Avrupa Güney Gözlemevi’ne (ESO) bağlı Multi-slit Solar Explorer (MUSE), Şili’deki Very Large Telescope (VLT) kullanılarak Sculptor Galaksisi’nin (NGC 253) bugüne kadar ki en ayrıntılı görüntüsünü kaydetti. Bu keşif araştırmacılar tarafından “heyecan verici keşif” olarak adlandırılmaktadır. Bu galaksi, yaklaşık 11 milyon ışık yılı uzaklıkta bulunmaktadır. Binlerce renk tonuyla adeta yeniden boyanmış gibi görünmektedir. Galaktik sistemlerin karmaşık yapısını da ortaya koymaktadır.

Sculptor Galaksisi’nin yalnızca %70’lik bir bölümünde, 65.000 ışık yılı genişliğinde bir alanı detaylı biçimde görülebilmektedir. Enrico Congiu’ya göre, galaksinin iç yapısı gözlemlenecek kadar yakın ve tüm sistem bir bütün olarak incelenecek kadar büyük. Araştırmacılar, bu “tatlı nokta” sayesinde galaksinin yapı taşlarını olağanüstü detaylarla inceleyebileceklerdir.

Heyecan Verici Keşif: 500 Yeni Gezegenimsi Nebula Keşfi

MUSE ile elde edilen görüntü, 50 saatlik gözlem süresince alınan 100 farklı poz ile oluşturulmuştur. Bu yoğun çaba, sadece estetik bir galaksi portresi sunmakla kalmadı. Aynı zamanda astronomik bir başarıya da sahne oldu. Bilim insanları, galaksi içinde 500 yeni gezegenimsi nebula keşfetti. Bu yapılar, ömrünün sonuna gelen Güneş benzeri yıldızların uzaya püskürttüğü gaz ve toz kabuklarıdır. İronik biçimde, adlarında “gezegen” geçse de bu yapılar gezegenlerle ilişkili değildir.

Heidelberg Üniversitesi’nden Fabian Scheuermann, bu keşfin olağanüstü olduğunu belirtti. Galaktik komşularımızın dışında kalan bölgelerde genellikle her galakside 100’ün altında nebula tespit edilebildiğini vurguladı.

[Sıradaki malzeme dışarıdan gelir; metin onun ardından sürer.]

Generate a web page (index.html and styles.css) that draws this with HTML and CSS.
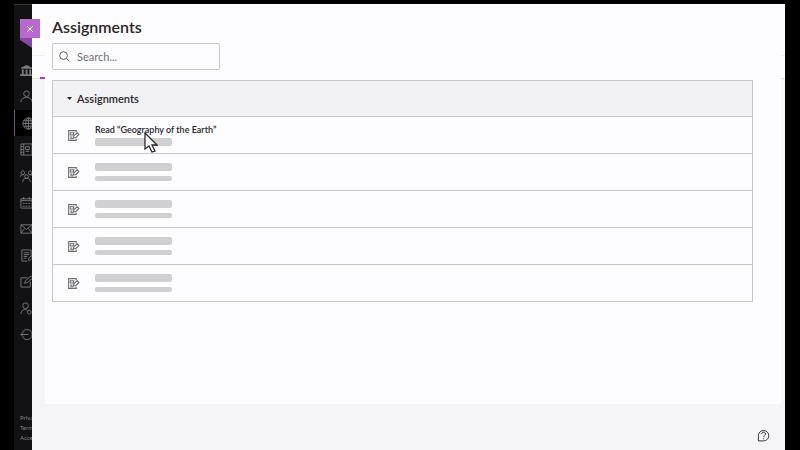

Bu gezegenimsi nebulalar aynı zamanda galaksinin mesafesini doğrulamak için de kullanılıyor. Ohio State Üniversitesi’nden Adam Leroy, bu verilerin diğer ölçümler için kritik referans olduğunu ifade etti.

Bir Sonraki Adım: Sıcak Gazın Hareketi ve Yeni Yıldızlar

Araştırmacılar, şimdi galaksi içinde sıcak gazın nasıl hareket ettiğini, kimyasal bileşimini nasıl değiştirdiğini merak ediyorlar. Böylece yeni yıldızların oluşumuna nasıl katkı sunduğunu incelemeye hazırlanıyorlar. Bu küçük ölçekli süreçlerin, binlerce kat daha büyük olan bir galaksiyi nasıl etkilediği ise hâlâ çözülememiş bir gizem.

Heidelberg Üniversitesi’nden Kathryn Kreckel, bu verilerin galaksinin hem bütünüyle hem de mikroskobik bölgeleriyle aynı anda incelenmesini mümkün kıldığını vurguladı: “Neredeyse bireysel yıldız ölçeğinde ayrıntılar yakalayabiliyoruz. Ama aynı zamanda bütün galaksiyi de görebiliyoruz.”